Dr. Chapponnière, a Protestant, says that “Bonivard, exalted by some as a hero and a martyr for liberty, and by others charged with every vice, merited neither the excess of honor he received on the one hand, nor of condemnation on the other.” With regard, however, to this verdict, which would represent Bonivard as a man of simple mediocrity, we put the following questions: Was not François de Bonivard a traitor to his religion, which he abandoned? to his ecclesiastical character, which he violated? to his country, which he injured to the utmost of his power? to history, which he falsified? and lastly, to his wives, whom he deceived, and one of whom he abandoned to torture?

The “Prisoner of Chillon” had earned his detention in that fortress by fifteen years of open revolt against his lawful sovereign; and if, by reason of his six years of imprisonment he is to be accounted a great man, it is but just to allow his fourth wife, Catherine de Courtaronel, to share his greatness.

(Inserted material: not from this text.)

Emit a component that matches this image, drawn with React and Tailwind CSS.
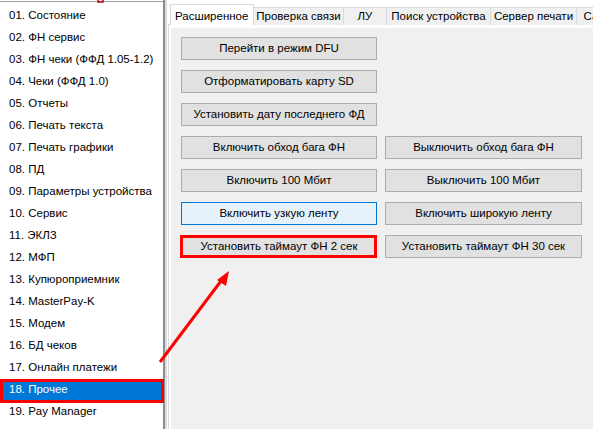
import React from 'react';

const items = [
  '01. Состояние',
  '02. ФН сервис',
  '03. ФН чеки (ФФД 1.05-1.2)',
  '04. Чеки (ФФД 1.0)',
  '05. Отчеты',
  '06. Печать текста',
  '07. Печать графики',
  '08. ПД',
  '09. Параметры устройства',
  '10. Сервис',
  '11. ЭКЛЗ',
  '12. МФП',
  '13. Купюроприемник',
  '14. MasterPay-K',
  '15. Модем',
  '16. БД чеков',
  '17. Онлайн платежи',
  '18. Прочее',
  '19. Pay Manager',
];

const tabs = [
  { label: 'Проверка связи', w: 'w-[91px]' },
  { label: 'ЛУ', w: 'w-[44px]' },
  { label: 'Поиск устройства', w: 'w-[105px]' },
  { label: 'Сервер печати', w: 'w-[87px]' },
  { label: 'Са', w: 'w-[30px]' },
];

const Btn = ({ children, active, marked }) => (
  <button
    className={
      'relative h-[23px] border text-[11.5px] leading-none text-black ' +
      (active ? 'bg-[#e5f1fb] border-[#0078d7]' : 'bg-[#e1e1e1] border-[#adadad]')
    }
  >
    {children}
    {marked && <span className="absolute -left-[2px] -top-[1px] -right-[1px] -bottom-[1px] border-[3px] border-[#ff0000]" />}
  </button>
);

export default function App() {
  return (
    <div
      className="relative w-[593px] h-[429px] flex bg-white overflow-hidden text-black"
      style={{ fontFamily: '"Liberation Sans", Arial, sans-serif' }}
    >
      {/* list */}
      <div className="w-[163px] h-full mt-[1px] border-t border-[#a0a0a0] bg-white flex flex-col pt-[3px]">
        {items.map((it, i) => {
          const sel = i === 17;
          return (
            <div
              key={it}
              className={
                'relative h-[22px] shrink-0 flex items-center pl-[9px] text-[11.5px] ' +
                (sel ? 'bg-[#0078d7] text-white' : '')
              }
            >
              {it}
              {sel && <span className="absolute left-0 -right-[1px] top-0 -bottom-[2px] border-[3px] border-[#ff0000]" />}
            </div>
          );
        })}
      </div>
      <div className="w-[2px] h-full bg-[#8b8c94]" />
      <div className="w-[2px] h-full bg-[#dcdcdc]" />

      {/* tab control */}
      <div className="flex-1 flex flex-col pl-[1px] pt-[4px] bg-white min-w-0">
        <div className="flex items-end h-[21px] pl-[2px] relative z-10">
          <div className="w-[84px] h-[21px] shrink-0 bg-white border border-b-0 border-[#d9d9d9] text-[11.5px] pl-[4px] pt-[3px]">
            Расширенное
          </div>
          {tabs.map((t) => (
            <div
              key={t.label}
              className={t.w + ' h-[18px] shrink-0 -ml-[1px] bg-[#f0f0f0] border border-b-0 border-[#d9d9d9] text-[11.5px] flex items-center justify-center whitespace-nowrap overflow-hidden'}
            >
              {t.label}
            </div>
          ))}
        </div>
        <div className="flex-1 -mt-[1px] border border-r-0 border-b-0 border-[#d9d9d9] bg-white pl-[2px] pt-[3px]">
          <div className="h-full bg-[#f0f0f0] pl-[10px] pt-[9px]">
            <div className="grid grid-cols-[196px_197px] gap-x-[8px] gap-y-[10px]">
              <Btn>Перейти в режим DFU</Btn>
              <div />
              <Btn>Отформатировать карту SD</Btn>
              <div />
              <Btn>Установить дату последнего ФД</Btn>
              <div />
              <Btn>Включить обход бага ФН</Btn>
              <Btn>Выключить обход бага ФН</Btn>
              <Btn>Включить 100 Мбит</Btn>
              <Btn>Выключить 100 Мбит</Btn>
              <Btn active>Включить узкую ленту</Btn>
              <Btn>Включить широкую ленту</Btn>
              <Btn marked>Установить таймаут ФН 2 сек</Btn>
              <Btn>Установить таймаут ФН 30 сек</Btn>
            </div>
          </div>
        </div>
      </div>

      {/* annotation arrow */}
      <svg className="absolute left-0 top-0 pointer-events-none" width="593" height="429">
        <line x1="160" y1="362" x2="221" y2="281" stroke="#ff0000" strokeWidth="3" />
        <polygon points="229,271 217,280 226,286" fill="#ff0000" />
        <path d="M98 0 V2 H103 V0" stroke="#c00000" strokeWidth="1.5" fill="none" />
      </svg>
    </div>
  );
}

Like him, she apostatized; like him, she quitted her convent and broke all her vows; like him, she was driven out of Geneva because of her evil life; like him, she was allowed to return thither on promising amendment; with him she lived, for some time unmarried, until the two were compelled by the Genevese authorities to submit to a marriage ceremony; like him, she was accused of adultery, and, more unfortunate than

he, was made, by the application of frightful tortures, to avow herself guilty of the crime (which, however, has not been proved), her husband making no attempt whatever to save her from the torture. In consequence of the confessions thus extorted, she was condemned to be drowned; the sentence being duly executed.

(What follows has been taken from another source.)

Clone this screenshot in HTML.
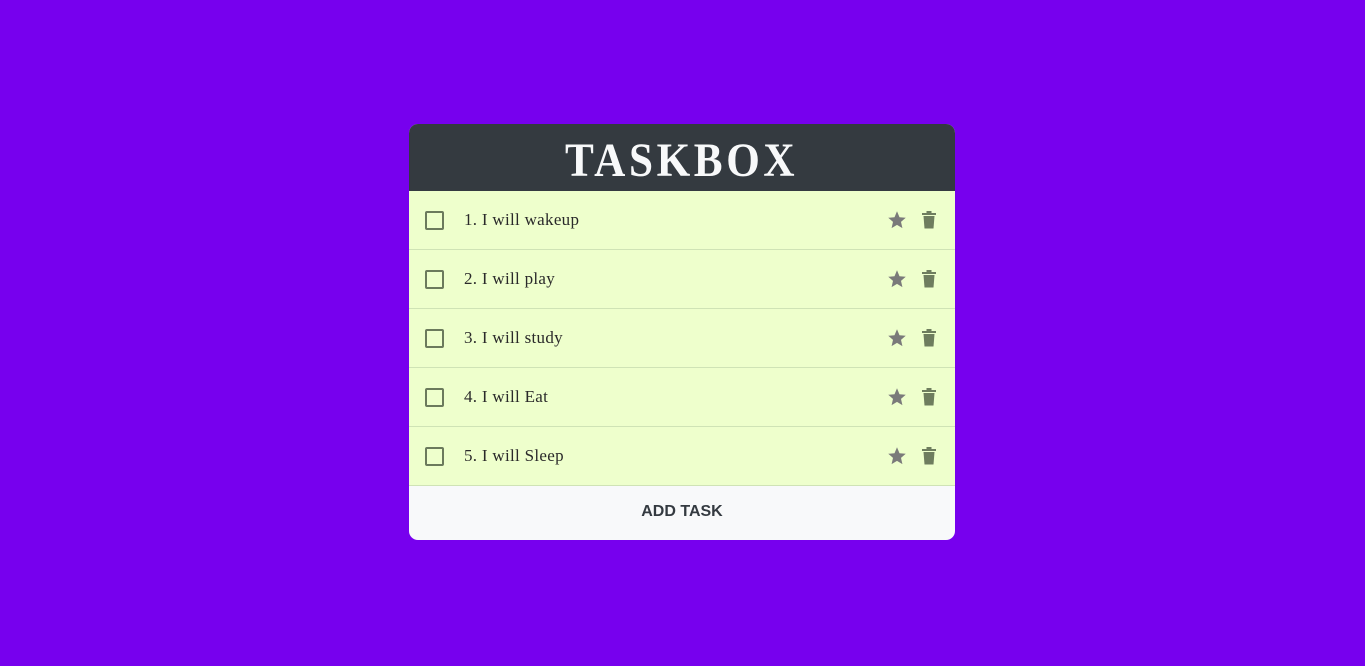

We have here a terrible pendant to the six years of prison, and one which, this time, can neither be imputed (to quote M. Fazg) to “an infamous duke of Savoy,” nor yet (to quote Bonivard himself) to “a rascally pope.”

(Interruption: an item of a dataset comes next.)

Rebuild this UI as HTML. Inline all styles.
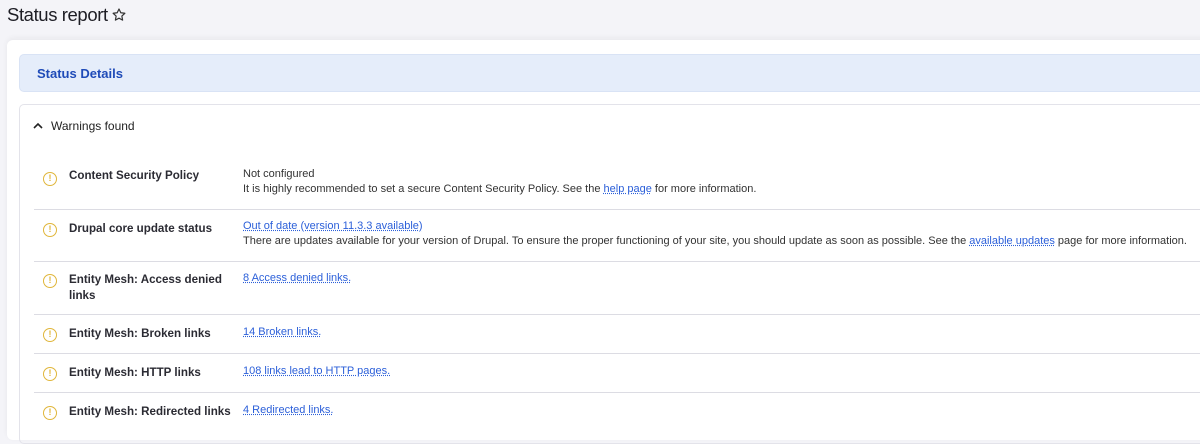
<!DOCTYPE html>
<html><head><meta charset="utf-8"><style>
*{box-sizing:border-box;margin:0;padding:0}
body{width:1200px;height:431px;overflow:hidden;background:#f4f4f8;font-family:"Liberation Sans",sans-serif;color:#222330;position:relative}
h1{position:absolute;left:7px;top:4px;font-size:18.5px;font-weight:normal;letter-spacing:-0.4px;color:#1d1d24}
.star{position:absolute;left:111px;top:7px}
.card{position:absolute;left:7px;top:40px;width:1210px;height:400px;background:#fff;border-radius:6px;box-shadow:0 -2px 6px rgba(0,0,0,.05)}
.sd{position:absolute;left:19px;top:54px;width:1200px;height:38px;background:#e5edfa;border-radius:5px;border:1px solid #d9e3f5}
.sd span{position:absolute;left:17px;top:11px;font-size:13px;font-weight:bold;color:#1f4bb8}
.wb{position:absolute;left:19px;top:104px;width:1200px;height:340px;border:1px solid #e3e3ea;border-radius:5px}
.wf{position:absolute;left:51px;top:119px;font-size:12px;color:#222}
.chev{position:absolute;left:33px;top:122px}
.row{position:absolute;left:34px;width:1170px;border-top:1px solid #dcdce3}
.ic{position:absolute;left:9px;width:14px;height:14px;border:1.5px solid #e0b63a;border-radius:50%;font-size:9px;font-weight:bold;color:#e0b63a;text-align:center;line-height:11px}
.t{position:absolute;left:35px;font-size:11.6px;font-weight:bold;color:#2b2b33;line-height:16px;width:170px}
.d{position:absolute;left:209px;font-size:11px;color:#333;line-height:15px}
a{color:#2b5fd9;text-decoration:underline dotted}
</style></head><body>
<h1>Status report</h1>
<svg class="star" width="16" height="16" viewBox="0 0 24 24"><path d="M12 3l2.7 5.6 6.1.8-4.5 4.2 1.1 6.1L12 16.8 6.6 19.7l1.1-6.1L3.2 9.4l6.1-.8z" fill="none" stroke="#333" stroke-width="1.8" stroke-linejoin="round"/></svg>
<div class="card"></div>
<div class="sd"><span>Status Details</span></div>
<div class="wb"></div>
<svg class="chev" width="10" height="8" viewBox="0 0 10 8"><path d="M1 6l4-4 4 4" fill="none" stroke="#222" stroke-width="1.6"/></svg>
<div class="wf">Warnings found</div>

<div class="row" style="top:150px;border-top:none"><div class="ic" style="top:22px">!</div><div class="t" style="top:18px">Content Security Policy</div><div class="d" style="top:17px">Not configured<br>It is highly recommended to set a secure Content Security Policy. See the <a>help page</a> for more information.</div></div>
<div class="row" style="top:209px"><div class="ic" style="top:13px">!</div><div class="t" style="top:11px">Drupal core update status</div><div class="d" style="top:9px"><a>Out of date (version 11.3.3 available)</a><br>There are updates available for your version of Drupal. To ensure the proper functioning of your site, you should update as soon as possible. See the <a>available updates</a> page for more information.</div></div>
<div class="row" style="top:261px"><div class="ic" style="top:12px">!</div><div class="t" style="top:10px">Entity Mesh: Access denied links</div><div class="d" style="top:9px"><a>8 Access denied links.</a></div></div>
<div class="row" style="top:314px"><div class="ic" style="top:13px">!</div><div class="t" style="top:11px">Entity Mesh: Broken links</div><div class="d" style="top:10px"><a>14 Broken links.</a></div></div>
<div class="row" style="top:353px"><div class="ic" style="top:13px">!</div><div class="t" style="top:11px">Entity Mesh: HTTP links</div><div class="d" style="top:10px"><a>108 links lead to HTTP pages.</a></div></div>
<div class="row" style="top:392px"><div class="ic" style="top:13px">!</div><div class="t" style="top:11px">Entity Mesh: Redirected links</div><div class="d" style="top:10px"><a>4 Redirected links.</a></div></div>
</body></html>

This brief sketch, notwithstanding its incompleteness as to details, which would, however, only darkly shade the outline here given, is sufficient to portray the real Bonivard, the avaricious and time-serving apostate, stripped of the interesting fiction which envelopes the Prisoner of Chillon, and to prove his worthiness of a niche by the side of Cranmer, Luther, Calvin, Beza, John of Leyden, and the rest of the reforming race.

[211] See, especially, Spon, Histoire de Genève, tom. 1. pp. 203, 204.

[212] See notice in the Revue Catholique for June, 1876, by M. Leyret, to whom the present paper is largely indebted. Those who wish for full information on the subject will find it in the Notice sur François de Bonivard, Prieur de St. Victor et sur ses Ecrits, par M. le Dr. Chapponniere (Mémoires de la Société d’Histoire et d’Archéologie de Genève, tome iv.), also in the Matériaux Historiques and the Notices Généalogiques of Galiffe (tome iii.), but above all in the remarkable work by Canon Magnin, now Bishop of Annecy, on Bonivard and the Chronicles of Geneva (Mémoires de l’Académie de Savoie, 2ème Séries, tome iii.) who by even his moderation, as well as the pitiless logic of facts, crushes the pseudo-confessor.